Determine how many lines contain the string "this" and reply with that number alone.

------ Data for processing ------

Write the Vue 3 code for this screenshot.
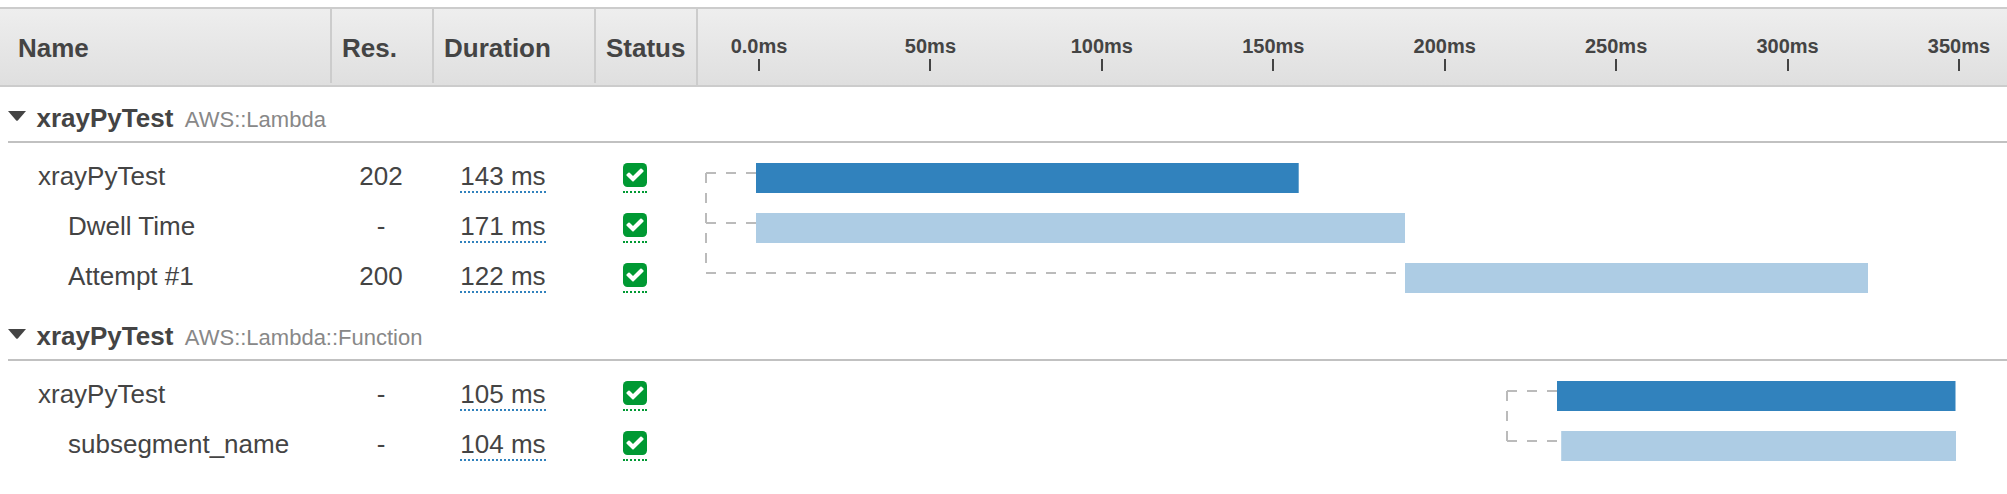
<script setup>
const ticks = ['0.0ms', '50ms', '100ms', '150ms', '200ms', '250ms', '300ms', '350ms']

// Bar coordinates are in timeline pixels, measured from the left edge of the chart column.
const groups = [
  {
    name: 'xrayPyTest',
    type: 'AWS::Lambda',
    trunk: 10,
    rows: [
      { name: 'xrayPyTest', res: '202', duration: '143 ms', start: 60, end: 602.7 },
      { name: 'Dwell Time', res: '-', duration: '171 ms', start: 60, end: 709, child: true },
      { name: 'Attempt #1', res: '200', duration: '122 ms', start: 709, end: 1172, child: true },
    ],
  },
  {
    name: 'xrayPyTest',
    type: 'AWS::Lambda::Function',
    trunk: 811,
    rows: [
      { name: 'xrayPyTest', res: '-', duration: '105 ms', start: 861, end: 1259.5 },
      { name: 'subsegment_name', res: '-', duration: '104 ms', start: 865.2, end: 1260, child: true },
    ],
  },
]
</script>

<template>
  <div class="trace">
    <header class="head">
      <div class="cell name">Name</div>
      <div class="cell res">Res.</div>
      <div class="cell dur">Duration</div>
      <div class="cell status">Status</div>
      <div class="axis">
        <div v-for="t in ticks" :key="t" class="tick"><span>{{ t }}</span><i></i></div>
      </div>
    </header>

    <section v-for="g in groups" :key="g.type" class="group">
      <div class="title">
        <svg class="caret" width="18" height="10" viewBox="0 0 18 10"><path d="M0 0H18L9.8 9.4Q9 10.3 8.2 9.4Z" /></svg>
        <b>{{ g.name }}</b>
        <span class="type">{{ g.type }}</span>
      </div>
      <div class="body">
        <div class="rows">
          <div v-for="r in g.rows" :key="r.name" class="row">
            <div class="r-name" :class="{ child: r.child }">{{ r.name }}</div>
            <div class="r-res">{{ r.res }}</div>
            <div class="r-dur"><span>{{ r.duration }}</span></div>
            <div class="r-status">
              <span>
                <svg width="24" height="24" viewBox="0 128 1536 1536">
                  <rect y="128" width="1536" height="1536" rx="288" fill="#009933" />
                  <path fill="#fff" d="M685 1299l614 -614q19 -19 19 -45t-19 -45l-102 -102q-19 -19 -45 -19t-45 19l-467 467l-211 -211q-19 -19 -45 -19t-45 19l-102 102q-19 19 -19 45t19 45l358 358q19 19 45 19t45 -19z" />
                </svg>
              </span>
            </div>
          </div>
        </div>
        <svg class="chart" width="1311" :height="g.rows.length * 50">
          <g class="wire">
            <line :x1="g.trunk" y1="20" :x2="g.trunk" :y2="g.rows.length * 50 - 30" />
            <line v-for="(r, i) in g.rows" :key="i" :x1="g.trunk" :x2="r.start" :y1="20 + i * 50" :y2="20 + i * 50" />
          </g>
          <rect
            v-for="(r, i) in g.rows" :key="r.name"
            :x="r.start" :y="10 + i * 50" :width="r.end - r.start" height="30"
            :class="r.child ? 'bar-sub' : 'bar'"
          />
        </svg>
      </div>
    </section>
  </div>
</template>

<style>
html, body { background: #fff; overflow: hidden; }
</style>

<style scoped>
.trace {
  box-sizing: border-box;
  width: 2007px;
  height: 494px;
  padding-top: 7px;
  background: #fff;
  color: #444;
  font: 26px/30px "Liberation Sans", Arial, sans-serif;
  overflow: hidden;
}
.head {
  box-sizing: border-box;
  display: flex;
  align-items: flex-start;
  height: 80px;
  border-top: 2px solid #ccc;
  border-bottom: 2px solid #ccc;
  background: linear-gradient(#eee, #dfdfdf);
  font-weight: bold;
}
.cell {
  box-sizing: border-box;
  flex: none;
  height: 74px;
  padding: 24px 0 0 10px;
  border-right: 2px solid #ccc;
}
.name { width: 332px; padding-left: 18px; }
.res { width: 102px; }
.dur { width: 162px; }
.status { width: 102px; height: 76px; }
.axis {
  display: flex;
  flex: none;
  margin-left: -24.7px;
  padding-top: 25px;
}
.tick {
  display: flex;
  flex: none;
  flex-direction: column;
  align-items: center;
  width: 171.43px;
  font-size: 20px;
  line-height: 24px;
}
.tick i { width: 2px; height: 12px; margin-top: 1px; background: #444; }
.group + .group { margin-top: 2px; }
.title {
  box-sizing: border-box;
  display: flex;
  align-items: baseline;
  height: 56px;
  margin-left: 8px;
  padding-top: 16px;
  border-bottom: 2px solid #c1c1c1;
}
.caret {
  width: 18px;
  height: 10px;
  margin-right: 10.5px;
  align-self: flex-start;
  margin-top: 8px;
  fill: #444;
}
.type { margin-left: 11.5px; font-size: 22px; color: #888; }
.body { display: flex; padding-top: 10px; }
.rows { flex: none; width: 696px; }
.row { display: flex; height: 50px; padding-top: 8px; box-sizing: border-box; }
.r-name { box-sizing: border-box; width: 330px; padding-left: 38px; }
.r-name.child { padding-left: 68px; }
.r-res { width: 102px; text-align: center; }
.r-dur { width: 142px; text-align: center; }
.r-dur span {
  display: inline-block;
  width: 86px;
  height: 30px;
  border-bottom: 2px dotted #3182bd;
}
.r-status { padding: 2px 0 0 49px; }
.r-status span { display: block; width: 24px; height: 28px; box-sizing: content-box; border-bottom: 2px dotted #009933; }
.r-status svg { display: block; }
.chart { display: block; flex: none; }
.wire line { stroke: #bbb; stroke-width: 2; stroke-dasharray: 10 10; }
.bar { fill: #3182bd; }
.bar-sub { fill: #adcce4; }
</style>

------
------ Data for processing ------

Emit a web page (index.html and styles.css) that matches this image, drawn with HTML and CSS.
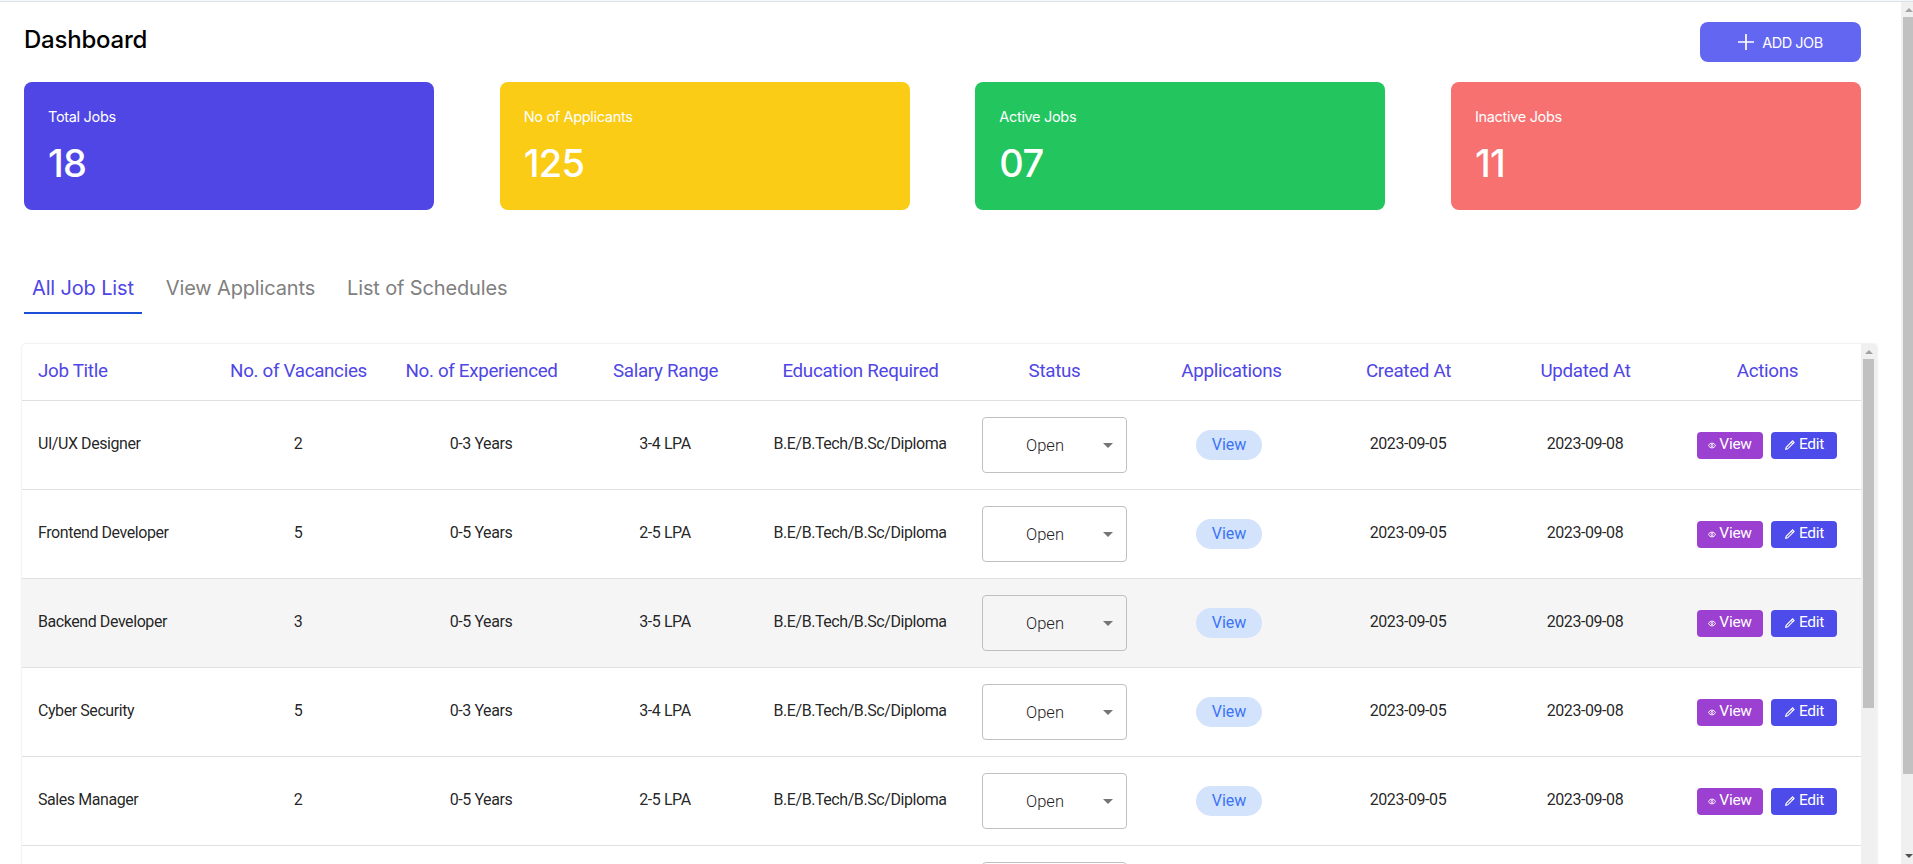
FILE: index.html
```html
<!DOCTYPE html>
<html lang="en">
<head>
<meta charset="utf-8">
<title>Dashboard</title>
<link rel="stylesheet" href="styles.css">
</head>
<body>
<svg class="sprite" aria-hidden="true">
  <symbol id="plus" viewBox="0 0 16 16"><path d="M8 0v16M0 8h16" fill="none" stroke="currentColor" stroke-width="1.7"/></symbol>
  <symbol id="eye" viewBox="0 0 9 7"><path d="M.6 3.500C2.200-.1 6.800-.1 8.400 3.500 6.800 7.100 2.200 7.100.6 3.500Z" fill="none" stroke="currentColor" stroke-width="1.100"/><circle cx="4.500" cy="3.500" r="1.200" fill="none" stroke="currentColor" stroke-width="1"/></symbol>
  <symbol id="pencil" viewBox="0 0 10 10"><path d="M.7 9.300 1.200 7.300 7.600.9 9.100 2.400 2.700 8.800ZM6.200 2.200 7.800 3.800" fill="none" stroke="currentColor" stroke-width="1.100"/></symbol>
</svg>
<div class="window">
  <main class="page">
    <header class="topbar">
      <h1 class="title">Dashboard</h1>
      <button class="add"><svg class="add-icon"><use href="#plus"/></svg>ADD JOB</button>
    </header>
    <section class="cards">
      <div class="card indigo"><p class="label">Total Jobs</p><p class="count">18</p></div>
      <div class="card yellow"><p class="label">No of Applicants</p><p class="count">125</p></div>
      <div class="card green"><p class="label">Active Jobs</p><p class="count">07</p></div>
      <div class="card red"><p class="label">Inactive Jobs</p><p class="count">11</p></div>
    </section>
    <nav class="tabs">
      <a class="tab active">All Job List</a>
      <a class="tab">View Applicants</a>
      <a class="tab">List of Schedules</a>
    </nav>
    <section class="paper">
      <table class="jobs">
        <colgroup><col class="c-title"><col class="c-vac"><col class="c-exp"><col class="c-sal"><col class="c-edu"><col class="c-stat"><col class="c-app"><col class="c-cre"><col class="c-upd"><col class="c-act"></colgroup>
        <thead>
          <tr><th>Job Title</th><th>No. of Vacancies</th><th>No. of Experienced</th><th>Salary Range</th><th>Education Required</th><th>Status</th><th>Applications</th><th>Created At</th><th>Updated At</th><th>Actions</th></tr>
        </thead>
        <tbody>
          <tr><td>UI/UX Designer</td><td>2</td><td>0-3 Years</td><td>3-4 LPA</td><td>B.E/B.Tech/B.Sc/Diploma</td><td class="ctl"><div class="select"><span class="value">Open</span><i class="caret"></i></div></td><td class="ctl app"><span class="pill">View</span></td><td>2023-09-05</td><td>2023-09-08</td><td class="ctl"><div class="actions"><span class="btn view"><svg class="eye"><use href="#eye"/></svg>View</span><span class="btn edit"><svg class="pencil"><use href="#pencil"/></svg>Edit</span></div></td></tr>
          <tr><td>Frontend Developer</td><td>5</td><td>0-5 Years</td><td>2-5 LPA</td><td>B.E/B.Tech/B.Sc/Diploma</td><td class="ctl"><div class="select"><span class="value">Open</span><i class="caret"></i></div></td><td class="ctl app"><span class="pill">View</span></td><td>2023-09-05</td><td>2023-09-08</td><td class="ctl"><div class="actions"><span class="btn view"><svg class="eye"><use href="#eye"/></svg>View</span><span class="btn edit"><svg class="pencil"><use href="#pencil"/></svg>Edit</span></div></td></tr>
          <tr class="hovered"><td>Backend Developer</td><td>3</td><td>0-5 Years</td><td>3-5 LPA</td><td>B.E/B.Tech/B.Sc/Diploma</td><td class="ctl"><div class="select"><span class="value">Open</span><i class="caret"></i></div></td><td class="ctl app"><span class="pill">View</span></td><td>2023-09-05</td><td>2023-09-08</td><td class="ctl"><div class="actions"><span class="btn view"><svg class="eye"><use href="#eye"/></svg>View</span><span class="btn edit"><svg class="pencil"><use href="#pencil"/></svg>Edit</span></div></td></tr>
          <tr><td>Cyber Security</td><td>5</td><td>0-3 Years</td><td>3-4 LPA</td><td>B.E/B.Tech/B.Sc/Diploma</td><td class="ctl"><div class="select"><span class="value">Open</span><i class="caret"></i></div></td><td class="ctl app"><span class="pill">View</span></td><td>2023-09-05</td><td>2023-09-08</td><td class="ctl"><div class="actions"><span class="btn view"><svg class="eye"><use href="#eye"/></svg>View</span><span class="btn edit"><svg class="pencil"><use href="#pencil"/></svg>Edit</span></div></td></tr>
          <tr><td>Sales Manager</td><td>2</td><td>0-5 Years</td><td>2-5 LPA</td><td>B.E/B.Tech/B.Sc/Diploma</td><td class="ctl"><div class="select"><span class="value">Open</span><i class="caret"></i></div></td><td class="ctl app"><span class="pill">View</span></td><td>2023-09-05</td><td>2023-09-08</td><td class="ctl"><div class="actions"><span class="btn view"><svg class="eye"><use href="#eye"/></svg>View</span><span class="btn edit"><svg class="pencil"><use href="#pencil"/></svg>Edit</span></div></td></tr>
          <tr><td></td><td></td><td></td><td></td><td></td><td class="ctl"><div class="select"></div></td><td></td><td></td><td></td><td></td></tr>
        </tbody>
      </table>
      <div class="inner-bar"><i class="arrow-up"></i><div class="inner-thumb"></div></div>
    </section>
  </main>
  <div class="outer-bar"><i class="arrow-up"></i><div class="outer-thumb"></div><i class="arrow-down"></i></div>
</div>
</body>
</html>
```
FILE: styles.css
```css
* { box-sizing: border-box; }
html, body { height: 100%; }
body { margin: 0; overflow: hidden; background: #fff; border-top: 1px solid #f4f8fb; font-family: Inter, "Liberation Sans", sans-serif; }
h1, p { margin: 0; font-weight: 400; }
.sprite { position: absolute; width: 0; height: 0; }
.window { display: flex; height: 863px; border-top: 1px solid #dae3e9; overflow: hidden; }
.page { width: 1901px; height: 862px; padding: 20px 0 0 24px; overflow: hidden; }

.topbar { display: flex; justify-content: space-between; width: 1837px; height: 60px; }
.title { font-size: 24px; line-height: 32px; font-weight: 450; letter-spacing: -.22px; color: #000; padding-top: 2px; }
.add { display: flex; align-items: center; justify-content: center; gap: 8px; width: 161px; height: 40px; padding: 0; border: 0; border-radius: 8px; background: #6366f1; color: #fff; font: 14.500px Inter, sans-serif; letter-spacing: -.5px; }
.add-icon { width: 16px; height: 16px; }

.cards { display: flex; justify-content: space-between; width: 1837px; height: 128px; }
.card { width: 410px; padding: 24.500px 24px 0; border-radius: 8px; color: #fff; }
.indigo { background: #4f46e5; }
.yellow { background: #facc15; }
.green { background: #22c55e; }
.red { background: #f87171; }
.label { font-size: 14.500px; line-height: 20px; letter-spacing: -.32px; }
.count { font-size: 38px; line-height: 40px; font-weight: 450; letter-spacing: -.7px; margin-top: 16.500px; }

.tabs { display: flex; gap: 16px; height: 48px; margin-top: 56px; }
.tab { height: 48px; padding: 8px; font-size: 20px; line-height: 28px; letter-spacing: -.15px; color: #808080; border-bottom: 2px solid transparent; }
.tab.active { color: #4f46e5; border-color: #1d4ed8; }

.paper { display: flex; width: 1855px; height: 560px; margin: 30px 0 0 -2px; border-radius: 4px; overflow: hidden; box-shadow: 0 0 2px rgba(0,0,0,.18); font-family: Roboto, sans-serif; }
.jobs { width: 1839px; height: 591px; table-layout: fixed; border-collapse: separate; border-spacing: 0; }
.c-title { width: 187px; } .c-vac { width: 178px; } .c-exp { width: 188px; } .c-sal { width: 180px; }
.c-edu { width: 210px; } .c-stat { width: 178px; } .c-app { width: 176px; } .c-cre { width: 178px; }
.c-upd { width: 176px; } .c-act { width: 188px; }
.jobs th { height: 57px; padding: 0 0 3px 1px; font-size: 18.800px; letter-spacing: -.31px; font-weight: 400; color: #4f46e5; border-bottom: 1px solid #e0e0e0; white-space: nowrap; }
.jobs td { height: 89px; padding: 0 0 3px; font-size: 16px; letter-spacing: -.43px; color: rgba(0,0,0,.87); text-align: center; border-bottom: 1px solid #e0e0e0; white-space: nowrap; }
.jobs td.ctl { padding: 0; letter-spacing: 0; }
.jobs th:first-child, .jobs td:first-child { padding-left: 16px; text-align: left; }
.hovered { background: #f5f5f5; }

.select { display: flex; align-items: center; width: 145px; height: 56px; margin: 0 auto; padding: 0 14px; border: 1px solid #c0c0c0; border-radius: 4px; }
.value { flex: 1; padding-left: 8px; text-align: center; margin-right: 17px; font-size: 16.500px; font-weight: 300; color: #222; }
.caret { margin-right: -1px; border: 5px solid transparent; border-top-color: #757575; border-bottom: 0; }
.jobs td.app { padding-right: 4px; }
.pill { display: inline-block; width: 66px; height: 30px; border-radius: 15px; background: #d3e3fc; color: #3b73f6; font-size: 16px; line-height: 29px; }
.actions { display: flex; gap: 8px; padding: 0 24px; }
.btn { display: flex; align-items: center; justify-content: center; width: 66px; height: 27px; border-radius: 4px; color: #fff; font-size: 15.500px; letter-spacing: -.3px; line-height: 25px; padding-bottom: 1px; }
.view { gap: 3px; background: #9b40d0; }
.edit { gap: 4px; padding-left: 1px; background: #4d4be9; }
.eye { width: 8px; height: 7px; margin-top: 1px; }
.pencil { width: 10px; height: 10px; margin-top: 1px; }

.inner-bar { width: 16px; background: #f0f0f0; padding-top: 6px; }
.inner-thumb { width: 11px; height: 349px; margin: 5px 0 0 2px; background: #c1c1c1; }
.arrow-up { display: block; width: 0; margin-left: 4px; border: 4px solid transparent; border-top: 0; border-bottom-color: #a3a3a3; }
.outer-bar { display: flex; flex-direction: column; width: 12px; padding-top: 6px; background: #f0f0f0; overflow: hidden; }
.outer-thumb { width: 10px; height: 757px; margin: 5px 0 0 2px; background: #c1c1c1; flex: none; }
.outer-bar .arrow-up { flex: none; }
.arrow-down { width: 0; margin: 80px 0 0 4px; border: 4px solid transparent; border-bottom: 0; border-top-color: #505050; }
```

------

_Exercise response_.
2